Self-driving seems to be taking a familiar pattern: slowly, then all at once.

Waymo announced this week it is launching fully autonomous operations in five additional U.S. cities, doubling its urban footprint to 10 markets by early 2026. The Alphabet-owned company began rider-only service in Miami on December 12, with Dallas, Houston, San Antonio, and Orlando set to follow in the coming weeks. These cities join Waymo’s existing operations in Phoenix, San Francisco, Los Angeles, Austin, and Atlanta. Waymo is also looking to launch in international cities like London and Tokyo in the coming months.

The expansion represents a significant acceleration for the autonomous vehicle industry. What Waymo once considered a technical milestone—removing safety drivers from vehicles—has now become standard operating procedure for the company, which claims to have developed both a “generalizable Driver” and a reliable operational playbook for rapid market entry.

The AI Behind the Expansion

Central to Waymo’s scaling strategy is what the company describes as a flywheel of continuous improvement powered by artificial intelligence. The company’s approach involves comparing its autonomous driving performance against established baselines in each new city, identifying local driving characteristics, and refining its AI models to handle regional nuances. Critically, Waymo says these local adaptations are becoming less frequent with each new market entry, suggesting the company’s AI is approaching true generalizability.
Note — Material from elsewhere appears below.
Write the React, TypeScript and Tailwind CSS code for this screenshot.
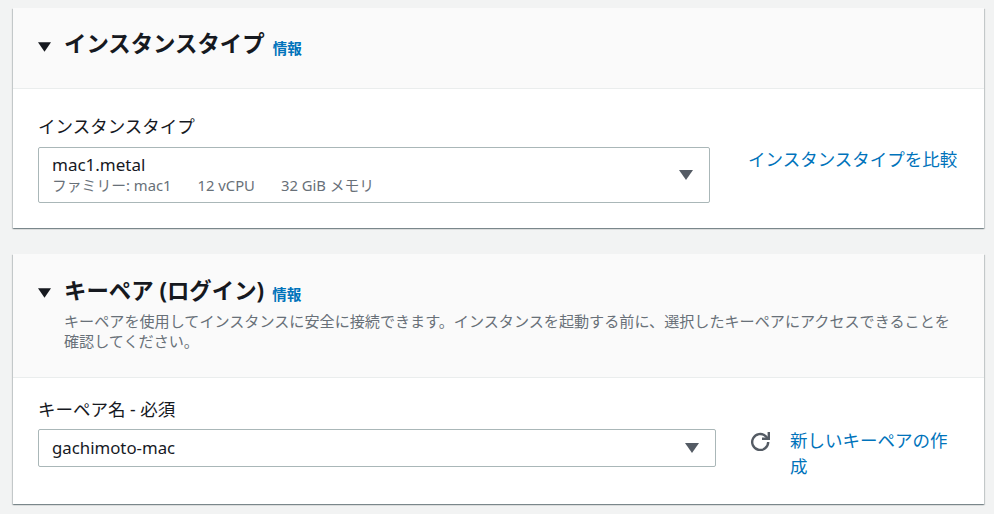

This data-driven methodology combines real-world driving validation with advanced simulation techniques, which are then implemented through regular software updates across the entire fleet. The result, according to Waymo, is consistent service quality and safety standards across all markets.

The company’s safety claims are notable. Waymo states that its autonomous driver is involved in 11 times fewer serious injury collisions compared to human drivers in the cities where it operates, potentially representing a substantial public safety advancement as the technology scales.

Beyond Technology: Operations and Community Engagement

Waymo emphasizes that successful scaling requires more than sophisticated AI. The company has developed what it calls “the definitive playbook” for operating autonomous fleets across dozens of sites, including industry-leading end-to-end rider support systems. Notably, Waymo is also teaching partners to operate autonomous fleets at scale, creating new economic opportunities while extending the technology’s safety benefits.

Perhaps more importantly for long-term growth, Waymo has prioritized community engagement and regulatory cooperation. The company works closely with policymakers, regulators, safety officials, and local stakeholders to ensure communities understand the technology and its potential benefits. This “safety- and community-first approach,” as Waymo describes it, appears designed to preempt the regulatory and public opposition that has hampered other autonomous vehicle deployments.

What This Means for the AV Industry

Waymo’s rapid expansion signals a potential inflection point for autonomous vehicles. While competitors like Cruise faced significant setbacks in 2023, and others continue to struggle with technical and regulatory challenges, Waymo’s methodical approach appears to be paying dividends. The company’s ability to enter new markets within weeks rather than years suggests the technology has matured considerably.

As autonomous ride-hail service becomes available to residents across 10 major U.S. cities, the question is no longer whether self-driving vehicles will become mainstream, but how quickly they will transform urban transportation. Based on Waymo’s current trajectory, that transformation may happen sooner than many expected.